Choosing the Right Tool

Q: Can Slite publish documentation externally to customers?

A: No. Slite is an internal-only knowledge base platform. It has no customer-facing publishing capabilities, no custom domain support, and no branded portals. If you need to deliver documentation to external users — customers, partners, or clients — Slite cannot fulfill that use case at any pricing tier. Teams that start on Slite for internal docs and later need external publishing will need to migrate to a different platform entirely.

Q: Is there a better alternative to both Archbee and Slite for teams that need more?

A: Yes — Docsie addresses the key limitations of both tools. Where Archbee charges add-ons for AI, analytics, and API access, Docsie includes all of these in its $170/month Premium plan (billed annually) for 15 users. Where Slite is limited to internal documentation, Docsie delivers multi-tenant client portals with custom branding.

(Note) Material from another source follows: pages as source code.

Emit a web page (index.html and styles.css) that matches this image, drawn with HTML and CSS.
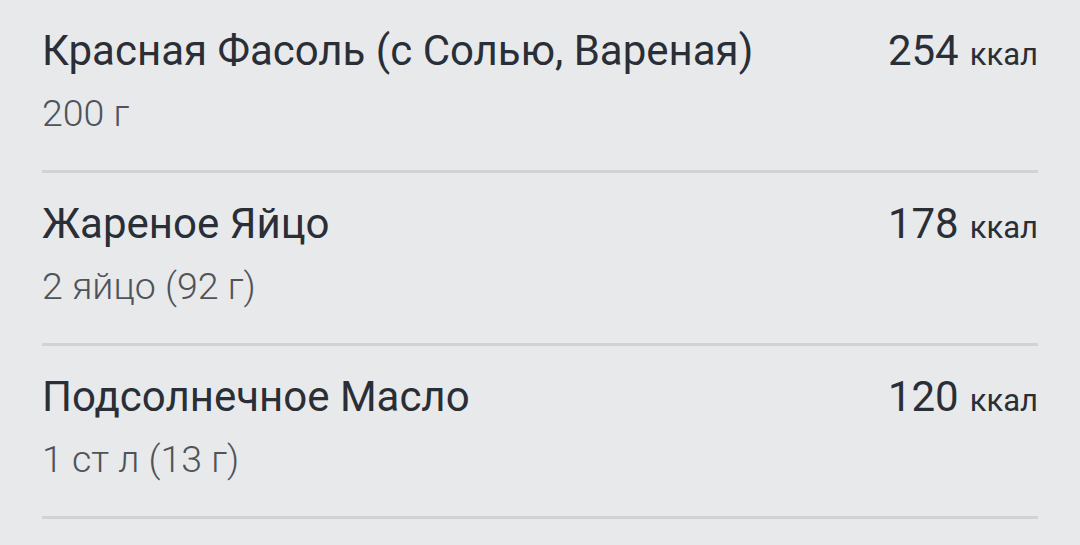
FILE: index.html
```html
<!DOCTYPE html>
<html lang="ru">
<head>
<meta charset="utf-8">
<link rel="stylesheet" href="styles.css">
</head>
<body>
<ul class="list">
  <li class="item">
    <div class="info">
      <div class="name">Красная Фасоль (с Солью, Вареная)</div>
      <div class="portion">200 г</div>
    </div>
    <div class="kcal"><span class="num">254</span><span class="unit">ккал</span></div>
  </li>
  <li class="item">
    <div class="info">
      <div class="name">Жареное Яйцо</div>
      <div class="portion">2 яйцо (92 г)</div>
    </div>
    <div class="kcal"><span class="num">178</span><span class="unit">ккал</span></div>
  </li>
  <li class="item">
    <div class="info">
      <div class="name">Подсолнечное Масло</div>
      <div class="portion">1 ст л (13 г)</div>
    </div>
    <div class="kcal"><span class="num">120</span><span class="unit">ккал</span></div>
  </li>
</ul>
</body>
</html>
```
FILE: styles.css
```css
html, body {
  margin: 0;
  padding: 0;
  background: #e8e9eb;
  font-family: Roboto, "Noto Sans", sans-serif;
}
.list {
  list-style: none;
  margin: 0;
  padding: 0 42px 0 42px;
}
.item {
  display: flex;
  justify-content: space-between;
  align-items: flex-start;
  height: 170px;
  border-bottom: 3px solid #d1d2d6;
  box-sizing: content-box;
}
.info {
  display: flex;
  flex-direction: column;
  padding-top: 26px;
}
.name {
  font-size: 42px;
  line-height: 50px;
  color: #2a2e36;
}
.portion {
  font-size: 37.5px;
  font-weight: 300;
  line-height: 50px;
  margin-top: 12px;
  color: #4f535a;
}
.kcal {
  display: flex;
  align-items: baseline;
  gap: 11px;
  padding-top: 26px;
  line-height: 50px;
  color: #2a2e36;
  white-space: nowrap;
}
.num {
  font-size: 42px;
}
.unit {
  font-size: 31px;
}
```
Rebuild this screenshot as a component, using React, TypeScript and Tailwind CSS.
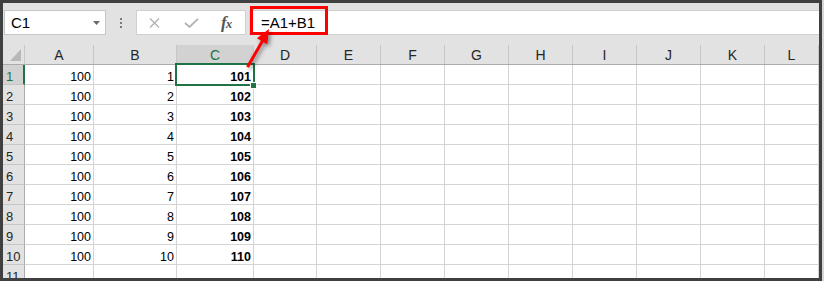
import React from 'react';

const cols = [
  { key: 'A', w: 'w-[69px]' },
  { key: 'B', w: 'w-[83px]' },
  { key: 'C', w: 'w-[77px]' },
  { key: 'D', w: 'w-[63px]' },
  { key: 'E', w: 'w-[64px]' },
  { key: 'F', w: 'w-[64px]' },
  { key: 'G', w: 'w-[64px]' },
  { key: 'H', w: 'w-[64px]' },
  { key: 'I', w: 'w-[64px]' },
  { key: 'J', w: 'w-[64px]' },
  { key: 'K', w: 'w-[64px]' },
  { key: 'L', w: 'flex-1' },
];

const font = "font-['Liberation_Sans',Arial,sans-serif]";

const cellValue = (row: number, col: string) => {
  if (row > 10) return '';
  if (col === 'A') return '100';
  if (col === 'B') return String(row);
  if (col === 'C') return String(100 + row);
  return '';
};

const App = () => {
  const rows = Array.from({ length: 11 }, (_, i) => i + 1);

  return (
    <div className={`flex w-[824px] h-[281px] bg-[#d6d6d6] ${font}`}>
      <div className="relative flex flex-col w-[822px] h-[281px] border-[3px] border-[#404040] bg-[#e2e2e2] overflow-hidden">
        {/* Formula bar */}
        <div className="flex items-end h-[32px] shrink-0 pl-px">
          <div className="flex items-center justify-between w-[102px] h-[25px] bg-white border border-[#c6c6c6] pl-[6px] pr-[5px]">
            <span className="text-[15px] text-black leading-none">C1</span>
            <svg width="7" height="4" viewBox="0 0 7 4">
              <polygon points="0,0 7,0 3.5,4" fill="#6a6a6a" />
            </svg>
          </div>
          <div className="flex flex-col items-center justify-center gap-[2px] w-[30px] h-[25px]">
            <span className="w-[2px] h-[2px] bg-[#7a7a7a]" />
            <span className="w-[2px] h-[2px] bg-[#7a7a7a]" />
            <span className="w-[2px] h-[2px] bg-[#7a7a7a]" />
          </div>
          <div className="flex items-center w-[110px] h-[25px] bg-white border border-[#d0d0d0] pl-[12px]">
            <svg width="11" height="10" viewBox="0 0 11 10">
              <path d="M1 0.5 L10 9.5 M10 0.5 L1 9.5" stroke="#b3b3b3" strokeWidth="1.4" fill="none" />
            </svg>
            <svg className="ml-[24px]" width="15" height="10" viewBox="0 0 15 10">
              <path d="M1 5 L5.5 9 L14 0.8" stroke="#b3b3b3" strokeWidth="1.8" fill="none" />
            </svg>
            <span className="ml-[22px] text-[17px] leading-none italic font-bold text-[#555555] font-['Liberation_Serif',serif] tracking-[-1px]">
              f<span className="text-[13px]">x</span>
            </span>
          </div>
          <div className="flex items-center flex-1 h-[25px] ml-[3px] bg-white border border-[#d0d0d0] border-r-0 pl-[11px]">
            <span className="text-[15px] text-black leading-none">=A1+B1</span>
          </div>
        </div>

        <div className="h-[10px] shrink-0" />

        {/* Column headers */}
        <div className="flex h-[20px] shrink-0 border-b border-[#ababab]">
          <div className="w-[22px] h-full border-r border-[#c6c6c6]">
            <svg width="21" height="19" viewBox="0 0 21 19">
              <polygon points="18,4 18,16 7,16" fill="#b8b8b8" />
            </svg>
          </div>
          {cols.map((c) => (
            <div
              key={c.key}
              className={`${c.w} h-full border-r border-[#c6c6c6] pt-px text-center text-[14px] leading-[18px] ${
                c.key === 'C' ? 'bg-[#d2d2d2] text-[#217346]' : 'text-[#262626]'
              }`}
            >
              {c.key}
            </div>
          ))}
        </div>

        {/* Rows */}
        {rows.map((r) => (
          <div key={r} className="flex h-[20px] shrink-0">
            <div
              className={`flex items-end w-[22px] h-full border-b border-[#c6c6c6] pl-[3px] text-[13px] leading-[15px] ${
                r === 1
                  ? 'bg-[#d2d2d2] text-[#217346] border-r-2 border-r-[#217346]'
                  : 'bg-[#e2e2e2] text-[#262626] border-r border-r-[#ababab]'
              }`}
            >
              {r}
            </div>
            {cols.map((c) => (
              <div
                key={c.key}
                className={`flex items-end justify-end ${c.w} h-full bg-white border-r border-b border-[#d4d4d4] pr-[2px] text-[12.5px] leading-[14px] text-black ${
                  c.key === 'C' ? 'font-bold' : ''
                }`}
              >
                {cellValue(r, c.key)}
              </div>
            ))}
          </div>
        ))}

        {/* Active cell selection */}
        <div className="absolute left-[172px] top-[60px] w-[80px] h-[23px] border-2 border-[#217346]" />
        <div className="absolute left-[247px] top-[79px] w-[7px] h-[7px] bg-[#217346] border border-white" />

        {/* Annotation: red box and arrow */}
        <div className="absolute left-[247px] top-[3px] w-[78px] h-[29px] border-[3px] border-[#ff0000]" />
        <svg
          className="absolute inset-0 pointer-events-none drop-shadow-[2px_2px_2px_rgba(0,0,0,0.45)]"
          width="816"
          height="275"
          viewBox="3 3 816 275"
        >
          <line x1="247.5" y1="67" x2="263" y2="40" stroke="#ff0000" strokeWidth="3" />
          <polygon points="269,29 267.3,44.2 256.9,38.3" fill="#ff0000" />
        </svg>
      </div>
    </div>
  );
};

export default App;
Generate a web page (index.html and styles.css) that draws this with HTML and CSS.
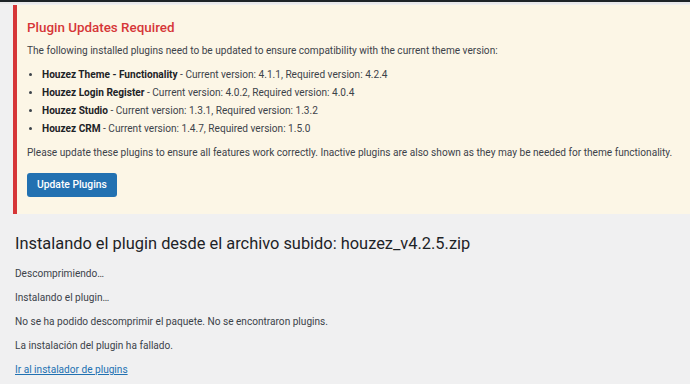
FILE: index.html
```html
<!DOCTYPE html>
<html>
<head>
    <title>Instalar plugin</title>
    <link rel="stylesheet" href="styles.css">
</head>
<body>
    <div class="topbar"></div>
    <div class="wrap">
        <div class="notice">
            <h2>Plugin Updates Required</h2>
            <p>The following installed plugins need to be updated to ensure compatibility with the current theme version:</p>
            <ul>
                <li><strong>Houzez Theme - Functionality</strong> - Current version: 4.1.1, Required version: 4.2.4</li>
                <li><strong>Houzez Login Register</strong> - Current version: 4.0.2, Required version: 4.0.4</li>
                <li><strong>Houzez Studio</strong> - Current version: 1.3.1, Required version: 1.3.2</li>
                <li><strong>Houzez CRM</strong> - Current version: 1.4.7, Required version: 1.5.0</li>
            </ul>
            <p>Please update these plugins to ensure all features work correctly. Inactive plugins are also shown as they may be needed for theme functionality.</p>
            <a class="button" href="#">Update Plugins</a>
        </div>

        <h1>Instalando el plugin desde el archivo subido: houzez_v4.2.5.zip</h1>
        <p>Descomprimiendo…</p>
        <p>Instalando el plugin…</p>
        <p>No se ha podido descomprimir el paquete. No se encontraron plugins.</p>
        <p>La instalación del plugin ha fallado.</p>
        <p><a href="#">Ir al instalador de plugins</a></p>
    </div>
</body>
</html>
```

FILE: styles.css
```css
body {
    margin: 0;
    background: #f0f0f1;
    font-family: Roboto, "Noto Sans", sans-serif;
    font-size: 10.1px;
    color: #3c434a;
    overflow: hidden;
}

.topbar {
    height: 2px;
    background: #1d2327;
    border-bottom: 2px solid #e8e8ea;
}

.wrap {
    padding: 1px 0 0 15px;
}

.notice {
    margin: 0 -10px 0 -2px;
    background: #fcf6e6;
    border-left: 4px solid #d63638;
    padding: 14px 10px 17px 10px;
}

.notice h2 {
    margin: 0 0 6px;
    font-size: 13.4px;
    line-height: 18px;
    font-weight: 500;
    color: #d63638;
}

.notice p {
    margin: 0 0 7px;
    line-height: 16px;
}

.notice ul {
    margin: 0 0 7px;
    padding-left: 15px;
    line-height: 18px;
}

.notice strong {
    color: #1d2327;
    font-weight: 700;
}

.button {
    display: inline-block;
    margin-top: 5px;
    background: #2271b1;
    color: #fff;
    border-radius: 3px;
    padding: 0 10px;
    line-height: 24px;
    font-size: 10.3px;
    font-weight: 500;
    text-decoration: none;
}

h1 {
    margin: 18px 0 10px;
    font-size: 16.4px;
    line-height: 24px;
    font-weight: 400;
    color: #1d2327;
}

.wrap > p {
    margin: 0 0 8px;
    line-height: 16px;
}

.wrap > p a {
    color: #2271b1;
}
```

Both tools lack video-to-docs conversion, multilingual support (100+ languages), and built-in LMS — all of which are included in Docsie's core platform. Teams outgrowing Archbee's add-on complexity or Slite's internal-only walls consistently find Docsie a more complete and cost-predictable solution.

Deep Dive

How Archbee and Slite Compare in Detail

An in-depth analysis of the three critical pricing dimensions where Archbee and Slite diverge most significantly — and what it means for your budget.

Value for Money

Slite delivers stronger value for money at the base level. Its Standard plan at $8/user/month includes AI Ask, unlimited docs, and doc verification — no surprises. Archbee's $50/month base sounds cheaper but excludes AI, analytics, API access, and app embedding, all of which are paid add-ons. A team of 5 using Slite Standard pays $40/month all-in. The equivalent Archbee setup with AI and analytics costs $150–$230/month. For pure internal knowledge bases, Slite's pricing model is more transparent and predictable. Archbee only wins on value if you specifically need developer/API documentation and can forgo analytics and AI features.

Scalability Costs

Archbee's flat add-on pricing actually becomes relatively cheaper as team size grows, since most add-ons are flat fees rather than per-user charges. A 20-person team on Archbee with all add-ons still pays ~$230/month regardless of headcount. Slite's per-user model at $8–$12.50/user/month scales linearly — a 20-person team on Standard costs $160/month, and on Premium costs $250/month. At larger team sizes (30+ users), Archbee's add-on model can be more cost-efficient. However, Slite's Enterprise plan offers custom pricing that may reduce per-user costs at scale, while Archbee's Growth tier pricing is opaque and requires direct negotiation.

Hidden Costs & Limitations

Archbee's hidden costs are the more significant concern. The $50 advertised price omits features most documentation teams consider essential — AI assistance ($20/month), analytics ($80/month), API access ($80/month), and the app widget ($80/month). Teams evaluating Archbee must build their true cost from scratch before comparing. Slite's hidden cost is more structural — it is fundamentally an internal-only tool. Teams that eventually need customer-facing documentation, branded portals, or multilingual delivery will outgrow Slite entirely and face a full platform migration. Both tools lack video-to-docs conversion, multi-tenant portals, and multilingual support — gaps that represent significant additional tool costs if those capabilities are needed.